Picking up After You (and Your Pup)
When you’re in the wilderness, there is no trash company picking up waste. It’s our job to keep these pristine places trash-free. When you leave trash it can do far more harm than just be unsightly – it can harm wildlife. When you go on a day hike be sure to pack out ALL of your waste, including biodegradable waste like apple cores and banana peels. Most trailheads have bear-safe trash cans. If not, be sure to dispose of waste in a proper receptacle back in town.
Here’s a list of the types of items that need to be packed out:
- Gum. Don’t spit it on the ground, pack it out. Quick Tip: keep the wrapper handy so you can quickly dispose of gum in the wrapper.
- Animal waste. If Fido is allowed on trails, please be respectful and pick up after your pet. Bury it if you can, but never leave plastic dog waste bags on trails.
- Food waste. Although things like orange peels and apple cores are natural, they are not native to Jackson Hole so animals don’t have the stomachs to digest them. Please pack these things out, just like you would with any other trash.

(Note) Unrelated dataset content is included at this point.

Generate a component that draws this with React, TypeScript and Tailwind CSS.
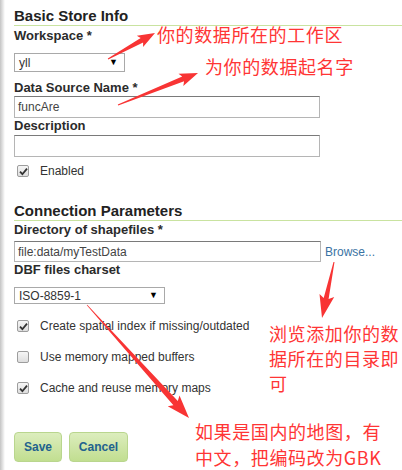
import React from 'react';

type Pt = [number, number];

function arrowPoints(tail: Pt, tip: Pt, tailW: number, shaftW: number, headW: number, headL: number) {
  const dx = tip[0] - tail[0];
  const dy = tip[1] - tail[1];
  const len = Math.hypot(dx, dy);
  const ux = dx / len;
  const uy = dy / len;
  const nx = -uy;
  const ny = ux;
  const bx = tip[0] - ux * headL;
  const by = tip[1] - uy * headL;
  const wx = tip[0] - ux * headL * 1.15;
  const wy = tip[1] - uy * headL * 1.15;
  const pts: Pt[] = [
    [tail[0] + (nx * tailW) / 2, tail[1] + (ny * tailW) / 2],
    [bx + (nx * shaftW) / 2, by + (ny * shaftW) / 2],
    [wx + (nx * headW) / 2, wy + (ny * headW) / 2],
    tip,
    [wx - (nx * headW) / 2, wy - (ny * headW) / 2],
    [bx - (nx * shaftW) / 2, by - (ny * shaftW) / 2],
    [tail[0] - (nx * tailW) / 2, tail[1] - (ny * tailW) / 2],
  ];
  return pts.map((p) => `${p[0].toFixed(1)},${p[1].toFixed(1)}`).join(' ');
}

const arrows = [
  arrowPoints([108, 59], [155, 33], 1, 5, 13, 15),
  arrowPoints([118, 105], [198, 73], 1, 5, 13, 16),
  arrowPoints([334, 262], [322, 318], 1, 5, 15, 20),
  arrowPoints([87, 305], [189, 418], 0.5, 6, 16, 20),
];

function CheckBox({ checked }: { checked: boolean }) {
  return (
    <span className="flex h-[12px] w-[12px] items-center justify-center rounded-[2px] border border-[#9d9d9d] bg-gradient-to-b from-[#f6f6f6] to-[#dedede]">
      {checked && (
        <svg width="9" height="9" viewBox="0 0 9 9">
          <path d="M1 4.6 L3.4 7.2 L8 1.6" fill="none" stroke="#333" strokeWidth="1.8" />
        </svg>
      )}
    </span>
  );
}

function Option({ checked, label, className }: { checked: boolean; label: string; className: string }) {
  return (
    <div className={`flex h-[16px] items-center ${className}`}>
      <span className="ml-[3px] w-[23px]">
        <CheckBox checked={checked} />
      </span>
      <span className="text-[12px] leading-[16px] text-[#333]">{label}</span>
    </div>
  );
}

function Select({ value, width, height, className }: { value: string; width: string; height: string; className: string }) {
  return (
    <div
      className={`flex items-center justify-between border border-[#a9a9a9] bg-white pl-[4px] pr-[6px] text-[12px] text-[#333] ${width} ${height} ${className}`}
    >
      <span>{value}</span>
      <span className="text-[9px] leading-none text-black">▼</span>
    </div>
  );
}

export default function App() {
  const label = 'text-[13px] font-bold leading-[16px] text-[#2b2b2b]';
  const heading = 'border-b border-[#c9e3a0] text-[15px] font-bold leading-[18px] text-[#222]';
  const input = 'border border-[#b5b5b5] border-t-[#7a7a7a] bg-white pl-[3px] text-[12px] text-[#444] flex items-center';
  const note = 'absolute text-[18px] tracking-[0.6px] text-[#ff3535]';
  const cjk = { fontFamily: '"Noto Sans CJK SC", sans-serif' };

  return (
    <div
      className="relative flex min-h-[470px] w-[402px] overflow-hidden bg-white"
      style={{ fontFamily: '"Liberation Sans", Arial, sans-serif' }}
    >
      <div className="w-[5px] shrink-0 bg-gradient-to-r from-[#c4c4c4] to-white" />
      <div className="flex-1 pl-[9px]">
        <div className={`mt-[7px] ${heading}`}>Basic Store Info</div>
        <div className={`mt-[2px] ${label}`}>Workspace *</div>
        <Select value="yll" width="w-[111px]" height="h-[19px]" className="mt-[9px]" />
        <div className={`mt-[8px] ${label}`}>Data Source Name *</div>
        <div className={`h-[22px] w-[306px] ${input}`}>funcAre</div>
        <div className={label}>Description</div>
        <div className={`mt-[1px] h-[22px] w-[306px] ${input}`} />
        <Option checked label="Enabled" className="mt-[6px]" />

        <div className={`mt-[23px] ${heading}`}>Connection Parameters</div>
        <div className={`mt-[1px] ${label}`}>Directory of shapefiles *</div>
        <div className="mt-[3px] flex items-center">
          <div className={`h-[21px] w-[307px] ${input}`}>file:data/myTestData</div>
          <span className="ml-[4px] text-[12px] text-[#3a73a3]">Browse...</span>
        </div>
        <div className={label}>DBF files charset</div>
        <Select value="ISO-8859-1" width="w-[151px]" height="h-[17px]" className="mt-[9px]" />

        <Option checked label="Create spatial index if missing/outdated" className="mt-[14px]" />
        <Option checked={false} label="Use memory mapped buffers" className="mt-[15px]" />
        <Option checked label="Cache and reuse memory maps" className="mt-[15px]" />

        <div className="mt-[36px] flex gap-[7px]">
          <button className="h-[30px] w-[48px] rounded-[4px] border border-[#b9d68e] bg-gradient-to-b from-[#dcedbd] to-[#c1de90] text-[12px] font-bold text-[#22628e]">
            Save
          </button>
          <button className="h-[30px] w-[59px] rounded-[4px] border border-[#b9d68e] bg-gradient-to-b from-[#dcedbd] to-[#c1de90] text-[12px] font-bold text-[#22628e]">
            Cancel
          </button>
        </div>
      </div>

      <svg className="pointer-events-none absolute left-0 top-0" width="402" height="470">
        {arrows.map((p, i) => (
          <polygon key={i} points={p} fill="#f83434" />
        ))}
      </svg>

      <div className={`${note} left-[157px] top-[25px] leading-[18px]`} style={cjk}>
        你的数据所在的工作区
      </div>
      <div className={`${note} left-[205px] top-[57px] leading-[18px]`} style={cjk}>
        为你的数据起名字
      </div>
      <div className={`${note} left-[269px] top-[321px] w-[132px] leading-[25px]`} style={cjk}>
        浏览添加你的数据所在的目录即可
      </div>
      <div className={`${note} left-[195px] top-[422px] flex flex-col gap-[8px] leading-[18px]`} style={cjk}>
        <span>如果是国内的地图，有</span>
        <span>中文，把编码改为GBK</span>
      </div>
    </div>
  );
}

- Toilet Paper. More on this later, but this unsightly waste gets dug up by critters.
- Food wrappers and trash. Even a tiny amount of plastic can harm the environment, please pick up after yourself so the wildlife can have a tidy home and other visitors can enjoy the beauty of Jackson Hole.
- Anything else considered trash or waste.
When Nature Calls
It’s important to practice Leave No Trace when nature calls. Many trails have restrooms at the trailhead, but once you’re on trail you won’t often find facilities. Some tips for backcountry bathroom etiquette:
- Step 200 feet away from the trail or any water source (that’s about 70 adult steps). This keeps waste from contaminating the water sources or becoming an unsightly seen on the trail.
- Bury your waste in a hole eight inches deep, or if packing out your waste is required, be sure to equip yourself with the proper waste disposal system. Lastly, always pack out TP.
Leave it Better Than You Found it
It’s ok if these concepts are new to you, don’t let it stop you from exploring the Jackson Hole wilderness. Even outdoor experts had to start somewhere. Getting outdoors is becoming more and more popular, so it’s up to wilderness visitors of all kinds to be stewards for our wild spaces.
Remember, the more you know and practice Leave No Trace, the better off the wilderness will be. We are all better off the more empowered we are about wilderness stewardship. Feel free to spread the word and share the trash you collect on social media. Gather your friend and tell them about how you saw a moose and her baby from a safe distance. Sharing is caring so go ahead and spread the good word about Leave No Trace.
These tips are designed to help those enjoying the outdoors by day. If you would like to learn more, we encourage you to check out the Leave No Trace website. If you have a question specific to the area you plan to visit (such as a national park or wilderness area) call the local ranger station and inquire. They are always happy to help those who are trying to to do the right thing.
Now you’re armed with some Leave No Trace know-how for the Jackson Hole area. Be sure to practice what you’ve learned and be a better steward for the wild spaces we call home.